> **Required work**
Scan the lines below for the word "code". Copy each line you find it in.

== Provided entries

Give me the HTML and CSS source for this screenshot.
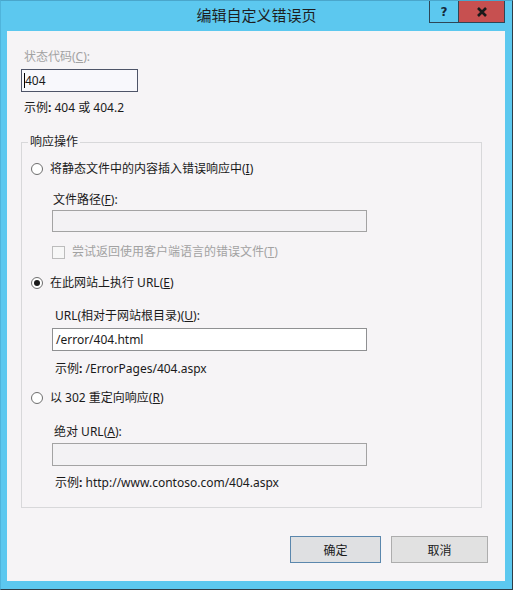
FILE: index.html
```html
<!DOCTYPE html>
<html lang="zh-CN">
<head>
<meta charset="utf-8">
<title>编辑自定义错误页</title>
<link rel="stylesheet" href="styles.css">
</head>
<body>
<div class="window">
  <div class="titlebar">
    <div class="title">编辑自定义错误页</div>
    <div class="caption-buttons">
      <span class="cap-btn help">?</span>
      <span class="cap-btn close">
        <svg width="12" height="10" viewBox="0 0 12 10"><path d="M2 1 L10 9 M10 1 L2 9" stroke="#1a1a1a" stroke-width="2.6" fill="none"/></svg>
      </span>
    </div>
  </div>
  <div class="client">
    <div class="label disabled indent3">状态代码(<u>C</u>):</div>
    <div class="textbox code-box"><span class="caret"></span>404</div>
    <div class="label indent3 hint-top">示例<b>:</b> 404 或 404.2</div>

    <fieldset class="group">
      <legend>响应操作</legend>

      <div class="option first">
        <span class="radio"></span>
        <span>将静态文件中的内容插入错误响应中(<u>I</u>)</span>
      </div>
      <div class="sub">
        <div class="label sub-label ml1 mt15">文件路径(<u>F</u>):</div>
        <div class="textbox wide off mt2 h22"></div>
        <div class="check-row">
          <span class="checkbox"></span>
          <span class="disabled">尝试返回使用客户端语言的错误文件(<u>T</u>)</span>
        </div>
      </div>

      <div class="option mt15">
        <span class="radio checked"></span>
        <span>在此网站上执行 URL(<u>E</u>)</span>
      </div>
      <div class="sub">
        <div class="label sub-label ml3 mt17">URL(相对于网站根目录)(<u>U</u>):</div>
        <div class="textbox wide mt4">/error/404.html</div>
        <div class="label ml3 mt10">示例<b>:</b> /ErrorPages/404.aspx</div>
      </div>

      <div class="option mt13">
        <span class="radio"></span>
        <span>以 302 重定向响应(<u>R</u>)</span>
      </div>
      <div class="sub">
        <div class="label sub-label ml2 mt18">绝对 URL(<u>A</u>):</div>
        <div class="textbox wide off mt3"></div>
        <div class="label ml3 mt9">示例<b>:</b> http://www.contoso.com/404.aspx</div>
      </div>
    </fieldset>

    <div class="buttons">
      <button class="btn default">确定</button>
      <button class="btn cancel">取消</button>
    </div>
  </div>
</div>
</body>
</html>
```

FILE: styles.css
```css
html, body {
  margin: 0;
  padding: 0;
  background: #ffffff;
}

body {
  font-family: "Noto Sans", "Noto Sans CJK SC", sans-serif;
  font-size: 12px;
  color: #1a1a1a;
}

.window {
  box-sizing: border-box;
  width: 513px;
  height: 590px;
  background: #5cc8ef;
  border-top: 1px solid #4aa6cb;
  border-left: 1px solid #4fb4db;
  border-right: 1px solid #2f3d47;
  border-bottom: 1px solid #2f3d47;
}

.titlebar {
  height: 30px;
  display: grid;
  grid-template-columns: 1fr auto 1fr;
  align-items: start;
}

.title {
  grid-column: 2;
  font-family: "Noto Sans CJK SC", sans-serif;
  font-size: 15px;
  line-height: 28px;
  color: #1e1e1e;
}

.caption-buttons {
  grid-column: 3;
  justify-self: end;
  margin-right: 7px;
  display: flex;
  height: 21px;
  border: 1px solid #2d4656;
  border-top: none;
}

.cap-btn {
  display: flex;
  align-items: center;
  justify-content: center;
  height: 21px;
}

.help {
  width: 28px;
  border-right: 1px solid #2d4656;
  font-family: "DejaVu Sans", sans-serif;
  font-weight: bold;
  font-size: 12px;
  color: #15283a;
}

.close {
  width: 45px;
  background: #c75050;
}

.client {
  margin-left: 6px;
  width: 498px;
  height: 550px;
  box-sizing: border-box;
  background: #f6f4f6;
  padding: 18px 0 0 14px;
}

.label {
  line-height: 16px;
  height: 16px;
  white-space: nowrap;
}

.label b {
  font-weight: bold;
}

.disabled {
  color: #a2a2a2;
}

.indent3 { margin-left: 3px; }
.ml1 { margin-left: 1px; }
.ml2 { margin-left: 2px; }
.ml3 { margin-left: 3px; }
.mt2 { margin-top: 2px; }
.mt3 { margin-top: 3px; }
.mt4 { margin-top: 4px; }
.mt9 { margin-top: 9px; }
.mt10 { margin-top: 10px; }
.mt13 { margin-top: 13px; }
.mt15 { margin-top: 15px; }
.mt17 { margin-top: 17px; }
.mt18 { margin-top: 18px; }

.hint-top { margin-top: 8px; }

u {
  text-decoration: underline;
  text-underline-offset: 1px;
}

.textbox {
  box-sizing: border-box;
  height: 23px;
  border: 1px solid #8f9092;
  background: #ffffff;
  padding-left: 3px;
  line-height: 21px;
  display: flex;
  align-items: center;
  white-space: nowrap;
}

.code-box {
  margin-top: 4px;
  width: 117px;
  border-color: #4e5468;
  background: #f8f8fc;
  padding-left: 2px;
}

.caret {
  display: inline-block;
  width: 1px;
  height: 15px;
  background: #000;
  margin-right: 0;
}

.wide {
  width: 315px;
}

.off {
  background: #f3f2f4;
  border-color: #a3a3a3;
}

.h22 { height: 22px; }

.group {
  box-sizing: border-box;
  width: 461px;
  margin: 18px 0 0 0;
  padding: 0 0 16px 0;
  border: 1px solid #d8d8da;
  min-width: 0;
}

.group legend {
  margin-left: 6px;
  padding: 0 2px;
  line-height: 16px;
}

.option {
  display: flex;
  align-items: center;
  gap: 7px;
  padding-left: 9px;
  height: 16px;
  line-height: 16px;
  white-space: nowrap;
}

.option.first {
  margin-top: 11px;
}

.radio {
  box-sizing: border-box;
  width: 12px;
  height: 12px;
  border: 1px solid #6e6e6e;
  border-radius: 50%;
  background: #ffffff;
  display: flex;
  align-items: center;
  justify-content: center;
  flex: none;
}

.radio.checked::after {
  content: "";
  width: 6px;
  height: 6px;
  border-radius: 50%;
  background: #1a1a1a;
}

.sub {
  padding-left: 30px;
}

.check-row {
  margin-top: 12px;
  display: flex;
  align-items: center;
  gap: 7px;
  height: 16px;
  line-height: 16px;
  white-space: nowrap;
}

.checkbox {
  box-sizing: border-box;
  width: 13px;
  height: 13px;
  border: 1px solid #bcbcbc;
  background: #f7f7f7;
  flex: none;
}

.buttons {
  margin-top: 28px;
  padding-right: 17px;
  display: flex;
  justify-content: flex-end;
  gap: 10px;
}

.btn {
  box-sizing: border-box;
  height: 27px;
  font-family: "Noto Sans CJK SC", sans-serif;
  font-size: 12px;
  color: #1a1a1a;
  background: #e1e1e1;
  border: 1px solid #adadad;
  padding: 0;
  margin: 0;
}

.btn.default {
  width: 91px;
  border-color: #5b87ad;
  background: #dfe0e2;
}

.btn.cancel {
  width: 97px;
}
```
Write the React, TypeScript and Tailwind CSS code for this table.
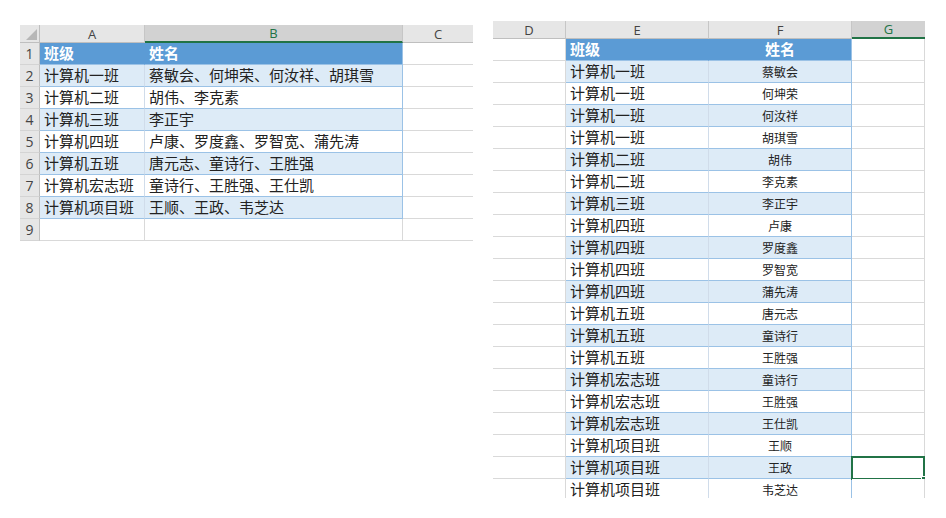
import React from "react";

const CJK = { fontFamily: '"Noto Sans CJK SC", "Microsoft YaHei", sans-serif' };
const LAT = { fontFamily: '"Open Sans", "Liberation Sans", Arial, sans-serif' };

const leftRows: [string, string][] = [
  ["计算机一班", "蔡敏会、何坤荣、何汝祥、胡琪雪"],
  ["计算机二班", "胡伟、李克素"],
  ["计算机三班", "李正宇"],
  ["计算机四班", "卢康、罗度鑫、罗智宽、蒲先涛"],
  ["计算机五班", "唐元志、童诗行、王胜强"],
  ["计算机宏志班", "童诗行、王胜强、王仕凯"],
  ["计算机项目班", "王顺、王政、韦芝达"],
];

const rightRows: [string, string][] = [
  ["计算机一班", "蔡敏会"],
  ["计算机一班", "何坤荣"],
  ["计算机一班", "何汝祥"],
  ["计算机一班", "胡琪雪"],
  ["计算机二班", "胡伟"],
  ["计算机二班", "李克素"],
  ["计算机三班", "李正宇"],
  ["计算机四班", "卢康"],
  ["计算机四班", "罗度鑫"],
  ["计算机四班", "罗智宽"],
  ["计算机四班", "蒲先涛"],
  ["计算机五班", "唐元志"],
  ["计算机五班", "童诗行"],
  ["计算机五班", "王胜强"],
  ["计算机宏志班", "童诗行"],
  ["计算机宏志班", "王胜强"],
  ["计算机宏志班", "王仕凯"],
  ["计算机项目班", "王顺"],
  ["计算机项目班", "王政"],
  ["计算机项目班", "韦芝达"],
];

function ColHead({ label, selected, last }: { label: string; selected?: boolean; last?: boolean }) {
  return (
    <div
      className={
        "flex items-center justify-center h-[18px] text-[13px] leading-[16px] " +
        (selected
          ? "bg-[#d2d2d2] text-[#217346] border-b-2 border-b-[#217346] "
          : "bg-[#e6e6e6] text-[#444444] border-b border-b-[#bfbfbf] ") +
        (last ? "" : "border-r border-r-[#c6c6c6]")
      }
      style={LAT}
    >
      {label}
    </div>
  );
}

function LeftSheet() {
  return (
    <div className="grid grid-cols-[20px_105px_258px_70px] w-[453px]">
      <div className="relative h-[18px] bg-[#e6e6e6] border-r border-r-[#bfbfbf] border-b border-b-[#bfbfbf]">
        <div className="absolute right-[2px] bottom-[2px] w-0 h-0 border-l-[11px] border-l-transparent border-b-[11px] border-b-[#b7b7b7]" />
      </div>
      <ColHead label="A" />
      <ColHead label="B" selected />
      <ColHead label="C" last />
      {Array.from({ length: 9 }).map((_, i) => {
        const r = i === 0 ? ["班级", "姓名"] : leftRows[i - 1];
        const isHead = i === 0;
        const inTable = i <= 7;
        const band = !isHead && inTable && i % 2 === 1;
        const bg = isHead ? "bg-[#5b9bd5]" : band ? "bg-[#ddebf7]" : "bg-white";
        const rowBorder = inTable ? "border-b-[#9bc2e6]" : "border-b-[#d9d9d9]";
        const txt = isHead ? "text-white font-bold" : "text-[#222222]";
        return (
          <React.Fragment key={i}>
            <div
              className="h-[22px] flex items-center justify-center bg-[#e6e6e6] text-[#444444] text-[14px] border-r border-r-[#bfbfbf] border-b border-b-[#d4d4d4]"
              style={LAT}
            >
              {i + 1}
            </div>
            <div
              className={`h-[22px] flex items-center pl-[4px] text-[15px] whitespace-nowrap overflow-hidden ${bg} ${txt} border-b ${rowBorder} border-r ${isHead ? "border-r-[#5b9bd5]" : inTable ? "border-r-[#d0dcea]" : "border-r-[#d9d9d9]"}`}
              style={CJK}
            >
              {r ? r[0] : ""}
            </div>
            <div
              className={`h-[22px] flex items-center pl-[4px] text-[15px] whitespace-nowrap overflow-hidden ${bg} ${txt} border-b ${rowBorder} border-r ${inTable ? "border-r-[#9bc2e6]" : "border-r-[#d9d9d9]"}`}
              style={CJK}
            >
              {r ? r[1] : ""}
            </div>
            <div className="h-[22px] bg-white border-b border-b-[#d9d9d9]" />
          </React.Fragment>
        );
      })}
    </div>
  );
}

function RightSheet() {
  return (
    <div className="h-[477px] overflow-hidden">
      <div className="grid grid-cols-[73px_143px_143px_73px] w-[432px]">
        <ColHead label="D" />
        <ColHead label="E" />
        <ColHead label="F" />
        <ColHead label="G" selected last />
        {Array.from({ length: 21 }).map((_, i) => {
          const isHead = i === 0;
          const r = isHead ? ["班级", "姓名"] : rightRows[i - 1];
          const band = !isHead && i % 2 === 1;
          const bg = isHead ? "bg-[#5b9bd5]" : band ? "bg-[#ddebf7]" : "bg-white";
          const selected = i === 19;
          return (
            <React.Fragment key={i}>
              <div className="h-[22px] bg-white border-r border-r-[#d9d9d9] border-b border-b-[#d9d9d9]" />
              <div
                className={`h-[22px] flex items-center pl-[4px] whitespace-nowrap ${bg} border-b border-b-[#9bc2e6] border-r ${isHead ? "border-r-[#5b9bd5] text-white font-bold text-[15px]" : "border-r-[#d0dcea] text-[#222222] text-[15px]"}`}
                style={CJK}
              >
                {r[0]}
              </div>
              <div
                className={`h-[22px] flex items-center justify-center whitespace-nowrap ${bg} border-b border-b-[#9bc2e6] border-r border-r-[#9bc2e6] ${isHead ? "text-white font-bold text-[15px]" : "text-[#222222] text-[12px]"}`}
                style={CJK}
              >
                {r[1]}
              </div>
              <div className="relative h-[22px] bg-white border-b border-b-[#d9d9d9] border-r border-r-[#d9d9d9]">
                {selected && (
                  <div className="absolute -left-[1px] -top-[1px] w-[74px] h-[24px] border-2 border-[#217346]">
                    <div className="absolute -right-[4px] -bottom-[4px] w-[6px] h-[6px] bg-[#217346] border border-white" />
                  </div>
                )}
              </div>
            </React.Fragment>
          );
        })}
      </div>
    </div>
  );
}

export default function App() {
  return (
    <div className="w-[946px] h-[518px] bg-white relative overflow-hidden flex">
      <div className="pl-[20px] pt-[25px]">
        <LeftSheet />
      </div>
      <div className="pl-[20px] pt-[21px]">
        <RightSheet />
      </div>
    </div>
  );
}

====

> **Output for this task**
    <div class="textbox code-box"><span class="caret"></span>404</div>
.code-box {
Write the React, TypeScript and Tailwind CSS code for this table.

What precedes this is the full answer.